With her cut-glass cheekbones, porcelain skin and cascading flaxen locks, it is hard to imagine a better choice to play Tarzan’s love interest than Australian actress Margot Robbie.
But the 25-year-old, who appears as Jane in “The Legend of Tarzan,” the latest take on one of Hollywood’s most enduring colonial era adventure stories, is anything but a shrinking violet.
“I’ve never wanted to play the damsel in distress, and Jane is anything but,” said the actress, who rose to worldwide fame starring in Martin Scorsese’s “The Wolf of Wall Street.”
Robbie agreed early on with director David Yates that her take on Jane Porter, and later Lady Greystoke, in the 51st live-action Tarzan movie would be a feisty character, capable of fighting back.
In one memorable scene, Belgian ruler Leopold II’s dastardly henchman Leon Rom, played by Christoph Waltz, demands of a captured Jane that she scream to attract Tarzan’s attention, and instead she spits on his face.
It is a gesture of the kind of fiery insouciance common in the roles Robbie has picked, from her portrayal of the feisty Naomi Lapaglia in “The Wolf of Wall Street” to the villainous Harley Quinn in the much anticipated “Suicide Squad” from DC Comics.
The Queensland native, whose first regular acting job was in Aussie soap “Neighbours,” is enjoying an unusual trajectory in an industry where many female actresses complain of the shallow roles they are offered.
Studies consistently show that men outnumber women by up to three to one among speaking parts in feature films, with the few starring female roles often largely just foils for the male star.
“I think it’s definitely improving. And I think people have finally recognised that half the ticket sales are coming from women,” Robbie told a foreign media agency at a publicity event in Beverly Hills Sunday for “Tarzan,” which hits theaters on July 1.
“And if they don’t create the kind of roles that women are going to be able to relate to then they’re not going to enjoy watching them as much.
“And if they don’t enjoy watching them as much, they’re not going to be able to make their money. I think they needed to recognize that and I think the industry has really responded in a positive way and people are really making an effort.”
Robbie says she is still offered parts that strike her as problematic, but senses that producers and directors are keen to work with her to give the role more depth.

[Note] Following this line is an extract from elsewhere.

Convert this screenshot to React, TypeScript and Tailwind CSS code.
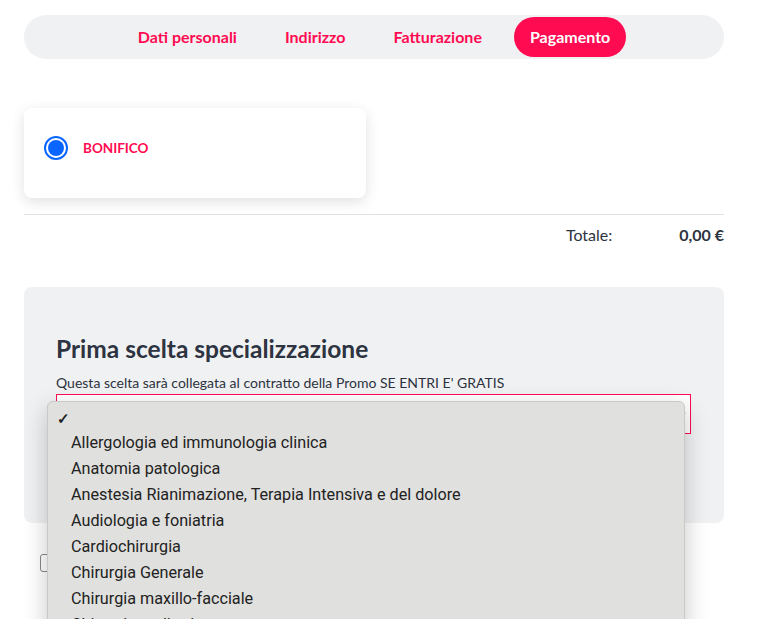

One notable feature of David Yates’s take on Tarzan is that, for once, it is the male lead, Robbie’s co-star Alexander Skarsgard, who spends much of the duration half-naked while Robbie was able to keep her clothes on.
Yates, who directed the final four “Harry Potter” films and is helming JK Rowling’s forthcoming Potter spin-off “Fantastic Beasts and Where to Find Them,” revealed he had turned down the studio’s suggestion of “Superman” actor Henry Cavill for the role of “Tarzan,” preferring Skarsgard’s lower profile and physicality.
– ‘Not completely naked’ –
“He was so motivated. I did ask him — and I did this with Eddie Redmayne on ‘Beasts’ because they both had to work out — ‘can you send me photographs of yourself?’ which seemed kind of not right.
“So every week, there would be photographs of Alex naked — not completely naked — and after about three or four weeks I just thought ‘ok, that’s fine, it’s great.”
“The Legend of Tarzan” picks up the King of the Jungle’s story several years after his adventures in Africa with Jane.
Now a parliamentarian in London, Lord Greystoke is persuaded by Samuel L Jackson’s former US civil war soldier George Washington Williams to go back to the Congo Free State to investigate reports that Leopold II is engaged in mass enslavement of the locals.
Jackson told the media that he visited Washington’s grave in Blackpool, northwestern England, last year while shooting Tim Burton’s “Miss Peregrine’s Home for Peculiar Children,” which is due out in September.
“George is a pretty fascinating guy,” said the 67-year-old Hollywood veteran.
“He fought in the civil war, underage, and had this darkness about him that took him to the Mexican-American War where he joined the cavalry and ended up killing a whole bunch of Indians, which disturbed him greatly.”
Jackson describes Tarzan as “an origin story more than anything else.”
“You find out exactly why he is Tarzan of the Apes and what his relationship is to that ape community, how he was treated in it, who loved him, who bullied him,” he said.